Es aguar con aguas servidas una fiesta. Mientras el resto choca las copas y corta el pandulce. Es repartir vinagre y ortiga en el brindis del deseo. Mientras la casa de al lado sigue feliz. Es dividir con sal en las heridas, para que todo duela más.

Mandar mensajes de whatsapp con la noticia del despido un 31 de diciembre es la boca mostrando dientes de los feroces. Y pasó un año y lo hicieron dos veces. Entre diciembre y diciembre hubo doce meses incomprensibles. Cuando una banda de infames recaló en las costas de lo que no habíamos podido construir y destruyó cualquier cimiento rescatable.

Entonces la mayor parte bajó la cabeza.

Decidió que los infames vendrían a limpiar la bajeza y la soberbia de los demás. De los que antes deshilacharon nuestros mejores sueños.

Pero los infames son sólo eso: infames. Y crueles. Y traidores.

Llegaron a desmantelar todas las verdades. Aquello en lo que creímos. Topos que vienen a destruir el estado desde adentro. Y a hacer negocios con lo que encuentren. Y a entregar el litio y el cobre y el agua y cuando ya no quede nada se irán a sus mundos reales que están, como la vida de Kundera, en otra parte.

El 31 de diciembre mandaron mensajes a los celulares de los estatales. Trabajadores estigmatizados por la banda de infames que ha sido topo en la cabeza de gran parte de la población. Que también estigmatiza. Y festeja cesantías junto a los infames y sus voceros de prensa.

Hoy, dos de enero, la Esma va cerrando sus puertas. Cerró el Haroldo Conti. Cerró el Archivo Nacional de la Memoria. Mostró un listado de empleados despedidos que no se atrevieran a entrar. Todos contratados. Algunos durante diez, quince, veinte años. Víctimas no sólo de la crueldad de la banda de infames. Sino de quienes gobernaron invocando derechos y los sostuvieron con contratos anuales. Servidos en bandeja para que el primer gobierno de piel intratable se los quitara de encima.

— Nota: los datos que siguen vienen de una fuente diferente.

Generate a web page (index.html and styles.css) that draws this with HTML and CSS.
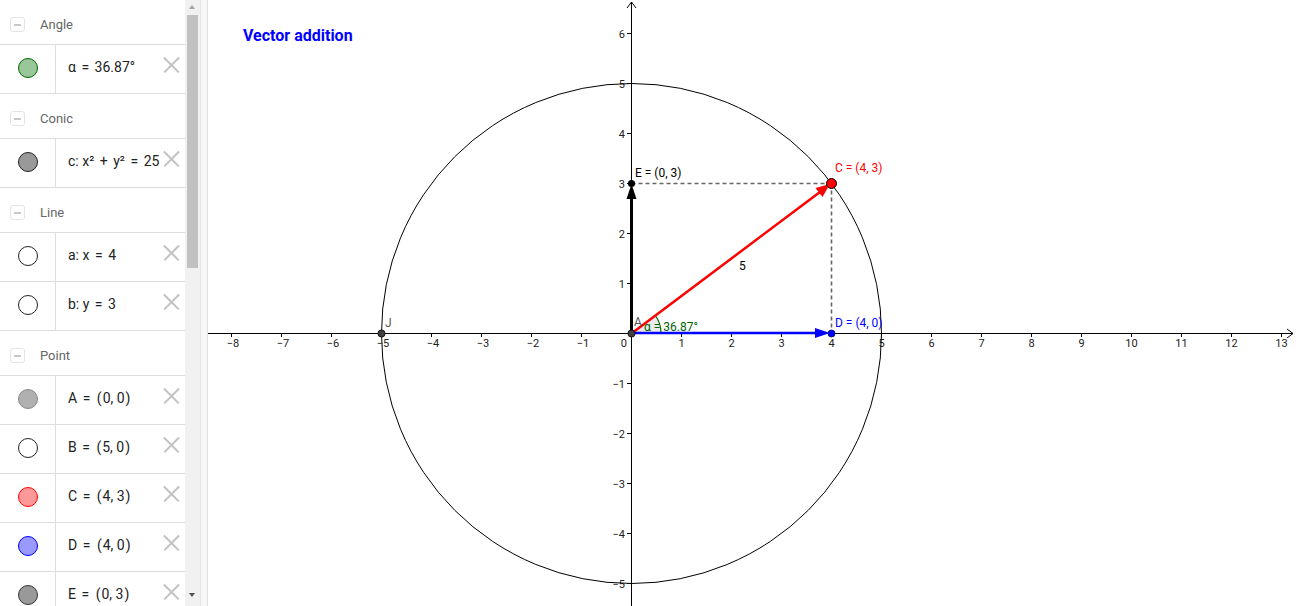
FILE: index.html
```html
<!DOCTYPE html>
<html>
<head>
<meta charset="utf-8">
<link rel="stylesheet" href="styles.css">
</head>
<body>
<div class="app">
  <div class="algebra">
    <div class="list">
      <div class="group"><span class="toggle"></span><span class="gname">Angle</span></div>
      <div class="item"><div class="mcell"><span class="marker m-angle"></span></div><div class="expr">α<span class="op">=</span>36.87°</div><span class="close"></span></div>
      <div class="group"><span class="toggle"></span><span class="gname">Conic</span></div>
      <div class="item"><div class="mcell"><span class="marker m-conic"></span></div><div class="expr">c: x²<span class="op">+</span>y²<span class="op">=</span>25</div><span class="close"></span></div>
      <div class="group"><span class="toggle"></span><span class="gname">Line</span></div>
      <div class="item"><div class="mcell"><span class="marker m-white"></span></div><div class="expr">a: x<span class="op">=</span>4</div><span class="close"></span></div>
      <div class="item"><div class="mcell"><span class="marker m-white"></span></div><div class="expr">b: y<span class="op">=</span>3</div><span class="close"></span></div>
      <div class="group"><span class="toggle"></span><span class="gname">Point</span></div>
      <div class="item"><div class="mcell"><span class="marker m-a"></span></div><div class="expr">A<span class="op">=</span><span class="par">(</span>0, 0<span class="par">)</span></div><span class="close"></span></div>
      <div class="item"><div class="mcell"><span class="marker m-white"></span></div><div class="expr">B<span class="op">=</span><span class="par">(</span>5, 0<span class="par">)</span></div><span class="close"></span></div>
      <div class="item"><div class="mcell"><span class="marker m-c"></span></div><div class="expr">C<span class="op">=</span><span class="par">(</span>4, 3<span class="par">)</span></div><span class="close"></span></div>
      <div class="item"><div class="mcell"><span class="marker m-d"></span></div><div class="expr">D<span class="op">=</span><span class="par">(</span>4, 0<span class="par">)</span></div><span class="close"></span></div>
      <div class="item"><div class="mcell"><span class="marker m-e"></span></div><div class="expr">E<span class="op">=</span><span class="par">(</span>0, 3<span class="par">)</span></div><span class="close"></span></div>
    </div>
  </div>
  <div class="scrollbar">
    <span class="arrow-up"></span>
    <span class="thumb"></span>
    <span class="arrow-down"></span>
  </div>
  <div class="divider"></div>
  <div class="graph">
    <svg class="canvas" width="1088" height="606" viewBox="208 0 1088 606" xmlns="http://www.w3.org/2000/svg">
      <text x="243" y="41" class="title">Vector addition</text>
      <path d="M631 333 L661 333 A30 30 0 0 0 655 315 Z" fill="#e6e6e6" fill-opacity="0.8" stroke="none"/>
      <path d="M661 333 A30 30 0 0 0 655 315" fill="none" stroke="#006400" stroke-width="1.2"/>
      <g stroke="#000" stroke-width="1" fill="none">
        <line x1="208" y1="333.5" x2="1293" y2="333.5"/>
        <path d="M1287 329 L1293 333.5 L1287 338"/>
        <line x1="631.5" y1="2" x2="631.5" y2="606"/>
        <path d="M627 8 L631.5 2 L636 8"/>
      </g>
      <g stroke="#000" stroke-width="1">
        <line x1="231.5" y1="333" x2="231.5" y2="337"/>
        <line x1="281.5" y1="333" x2="281.5" y2="337"/>
        <line x1="331.5" y1="333" x2="331.5" y2="337"/>
        <line x1="381.5" y1="333" x2="381.5" y2="337"/>
        <line x1="431.5" y1="333" x2="431.5" y2="337"/>
        <line x1="481.5" y1="333" x2="481.5" y2="337"/>
        <line x1="531.5" y1="333" x2="531.5" y2="337"/>
        <line x1="581.5" y1="333" x2="581.5" y2="337"/>
        <line x1="681.5" y1="333" x2="681.5" y2="337"/>
        <line x1="731.5" y1="333" x2="731.5" y2="337"/>
        <line x1="781.5" y1="333" x2="781.5" y2="337"/>
        <line x1="831.5" y1="333" x2="831.5" y2="337"/>
        <line x1="881.5" y1="333" x2="881.5" y2="337"/>
        <line x1="931.5" y1="333" x2="931.5" y2="337"/>
        <line x1="981.5" y1="333" x2="981.5" y2="337"/>
        <line x1="1031.5" y1="333" x2="1031.5" y2="337"/>
        <line x1="1081.5" y1="333" x2="1081.5" y2="337"/>
        <line x1="1131.5" y1="333" x2="1131.5" y2="337"/>
        <line x1="1181.5" y1="333" x2="1181.5" y2="337"/>
        <line x1="1231.5" y1="333" x2="1231.5" y2="337"/>
        <line x1="1281.5" y1="333" x2="1281.5" y2="337"/>
        <line x1="627" y1="33.5" x2="631" y2="33.5"/>
        <line x1="627" y1="83.5" x2="631" y2="83.5"/>
        <line x1="627" y1="133.5" x2="631" y2="133.5"/>
        <line x1="627" y1="183.5" x2="631" y2="183.5"/>
        <line x1="627" y1="233.5" x2="631" y2="233.5"/>
        <line x1="627" y1="283.5" x2="631" y2="283.5"/>
        <line x1="627" y1="383.5" x2="631" y2="383.5"/>
        <line x1="627" y1="433.5" x2="631" y2="433.5"/>
        <line x1="627" y1="483.5" x2="631" y2="483.5"/>
        <line x1="627" y1="533.5" x2="631" y2="533.5"/>
        <line x1="627" y1="583.5" x2="631" y2="583.5"/>
      </g>
      <g class="ticklabel" text-anchor="middle">
        <text x="233" y="347">−8</text>
        <text x="283" y="347">−7</text>
        <text x="333" y="347">−6</text>
        <text x="383" y="347">−5</text>
        <text x="433" y="347">−4</text>
        <text x="483" y="347">−3</text>
        <text x="533" y="347">−2</text>
        <text x="583" y="347">−1</text>
        <text x="681.5" y="347">1</text>
        <text x="731.5" y="347">2</text>
        <text x="781.5" y="347">3</text>
        <text x="831.5" y="347">4</text>
        <text x="881.5" y="347">5</text>
        <text x="931.5" y="347">6</text>
        <text x="981.5" y="347">7</text>
        <text x="1031.5" y="347">8</text>
        <text x="1081.5" y="347">9</text>
        <text x="1131.5" y="347">10</text>
        <text x="1181.5" y="347">11</text>
        <text x="1231.5" y="347">12</text>
        <text x="1281.5" y="347">13</text>
      </g>
      <g class="ticklabel" text-anchor="end">
        <text x="627" y="347">0</text>
        <text x="625" y="37.5">6</text>
        <text x="625" y="87.5">5</text>
        <text x="625" y="137.5">4</text>
        <text x="625" y="187.5">3</text>
        <text x="625" y="237.5">2</text>
        <text x="625" y="287.5">1</text>
        <text x="625" y="387.5">−1</text>
        <text x="625" y="437.5">−2</text>
        <text x="625" y="487.5">−3</text>
        <text x="625" y="537.5">−4</text>
        <text x="625" y="587.5">−5</text>
      </g>
      <circle cx="631.5" cy="333.5" r="250" fill="none" stroke="#000" stroke-width="1"/>
      <g stroke="#666" stroke-width="1.6" stroke-dasharray="4 3" fill="none">
        <line x1="631.5" y1="183.5" x2="831.5" y2="183.5"/>
        <line x1="831.5" y1="183.5" x2="831.5" y2="333.5"/>
      </g>
      <line x1="631.5" y1="333.5" x2="631.5" y2="196" stroke="#000" stroke-width="3"/>
      <polygon points="631.5,184 626.5,199 636.5,199" fill="#000"/>
      <line x1="631.5" y1="333.5" x2="820" y2="192" stroke="#ff0000" stroke-width="2.5"/>
      <polygon points="830,184 822.5,197 815.5,188" fill="#ff0000"/>
      <line x1="631.5" y1="333" x2="818" y2="333" stroke="#0000ff" stroke-width="2.5"/>
      <polygon points="830,333 815,328 815,338" fill="#0000ff"/>
      <circle cx="381.5" cy="333.5" r="3.6" fill="#404040" stroke="#000" stroke-width="0.8"/>
      <circle cx="631.5" cy="333.5" r="3.6" fill="#404040" stroke="#000" stroke-width="0.8"/>
      <circle cx="631.5" cy="183.5" r="3.6" fill="#000"/>
      <circle cx="831.5" cy="333.5" r="3.6" fill="#0000ff" stroke="#000033" stroke-width="0.6"/>
      <circle cx="831.5" cy="183.5" r="5" fill="#ff0000" stroke="#000" stroke-width="1"/>
      <text x="385" y="327" class="lbl gray">J</text>
      <text x="634" y="326" class="lbl gray">A</text>
      <text x="644" y="331" class="lbl green">α = 36.87°</text>
      <text x="635" y="177" class="lbl">E = (0, 3)</text>
      <text x="835" y="172" class="lbl red">C = (4, 3)</text>
      <text x="835" y="327" class="lbl blue">D = (4, 0)</text>
      <text x="739" y="270" class="lbl">5</text>
    </svg>
  </div>
</div>
</body>
</html>
```
FILE: styles.css
```css
html, body {
  margin: 0;
  padding: 0;
  background: #fff;
  overflow: hidden;
}
body {
  font-family: Roboto, "Liberation Sans", sans-serif;
}
.app {
  display: flex;
  width: 1296px;
  height: 606px;
}
.algebra {
  width: 185px;
  height: 606px;
  overflow: hidden;
  background: #fff;
}
.list {
  display: flex;
  flex-direction: column;
}
.group {
  height: 45px;
  box-sizing: border-box;
  border-bottom: 1px solid #dddddd;
  display: flex;
  align-items: center;
  flex-shrink: 0;
  padding-top: 5px;
}
.toggle {
  width: 15px;
  height: 15px;
  margin-left: 10px;
  margin-right: 15px;
  border: 1px solid #e4e4e4;
  border-radius: 3px;
  position: relative;
  box-sizing: border-box;
}
.toggle::after {
  content: "";
  position: absolute;
  left: 3px;
  top: 6px;
  width: 7px;
  height: 1.5px;
  background: #c8c8c8;
}
.gname {
  font-size: 13px;
  color: #666;
}
.item {
  height: 49px;
  box-sizing: border-box;
  border-bottom: 1px solid #dddddd;
  display: flex;
  align-items: center;
  position: relative;
  flex-shrink: 0;
}
.mcell {
  width: 56px;
  height: 48px;
  border-right: 1px solid #dddddd;
  display: flex;
  align-items: center;
  justify-content: center;
  box-sizing: border-box;
}
.marker {
  width: 18px;
  height: 18px;
  border-radius: 50%;
  border: 1px solid #000;
  margin-left: 1px;
  margin-top: -2px;
}
.m-angle { background: #99c799; border-color: #006400; }
.m-conic { background: #999999; border-color: #222; }
.m-white { background: #fff; border-color: #222; }
.m-a { background: #b0b0b0; border-color: #888; }
.m-c { background: #ff9999; border-color: #ff0000; }
.m-d { background: #9999ff; border-color: #0000ff; }
.m-e { background: #999999; border-color: #333; }
.expr {
  padding-left: 12px;
  font-size: 14px;
  color: #222;
  white-space: nowrap;
  margin-top: -4px;
}
.op {
  margin: 0 5.5px;
}
.par {
  margin: 0 1px;
}
.close {
  position: absolute;
  left: 163px;
  top: 12px;
  width: 16px;
  height: 16px;
}
.close::before, .close::after {
  content: "";
  position: absolute;
  left: -2px;
  top: 7px;
  width: 21px;
  height: 1.5px;
  background: #c2c2c2;
}
.close::before { transform: rotate(45deg); }
.close::after { transform: rotate(-45deg); }
.scrollbar {
  width: 15px;
  height: 606px;
  background: #f1f1f1;
  position: relative;
  flex-shrink: 0;
}
.thumb {
  position: absolute;
  left: 2px;
  top: 15px;
  width: 11px;
  height: 253px;
  background: #c1c1c1;
}
.arrow-up {
  position: absolute;
  left: 4px;
  top: 5px;
  border-left: 3.5px solid transparent;
  border-right: 3.5px solid transparent;
  border-bottom: 4px solid #a3a3a3;
}
.arrow-down {
  position: absolute;
  left: 4px;
  top: 593px;
  border-left: 3.5px solid transparent;
  border-right: 3.5px solid transparent;
  border-top: 4px solid #505050;
}
.divider {
  width: 6px;
  height: 606px;
  background: #f7f7f7;
  border-left: 1px solid #e6e6e6;
  border-right: 1px solid #e0e0e0;
  flex-shrink: 0;
}
.graph {
  flex: 1;
  height: 606px;
  overflow: hidden;
}
.canvas {
  display: block;
}
.title {
  font-family: Roboto, "Liberation Sans", sans-serif;
  font-weight: bold;
  font-size: 16px;
  fill: #0000ff;
}
.ticklabel {
  font-family: Roboto, "Liberation Sans", sans-serif;
  font-size: 11px;
  fill: #222;
}
.lbl {
  font-family: Roboto, "Liberation Sans", sans-serif;
  font-size: 12px;
  fill: #000;
}
.lbl.gray { fill: #555; }
.lbl.green { fill: #006400; }
.lbl.red { fill: #ff0000; }
.lbl.blue { fill: #0000ff; }
```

Tanta responsabilidad tienen. En la indiferencia popular ante el dolor de los demás. En el individualismo que siembran los infames y que prende con una facilidad impensada en la tierra de esas comarcas.

La Esma se oscurece otra vez. En el país que condenó a los genocidas.

De la penumbra asoman las palabras a los empresarios en la gala de la Fundación Endeavour: “yo voy a estar para cuidarles a ustedes los beneficios”. Mientras la poda brutal de las jubilaciones y pensiones pagó el 45,7% del superávit fiscal.

Y siete de cada diez chicos vive en la pobreza.

En el país donde vuelan los mensajes de despido el 31 de diciembre.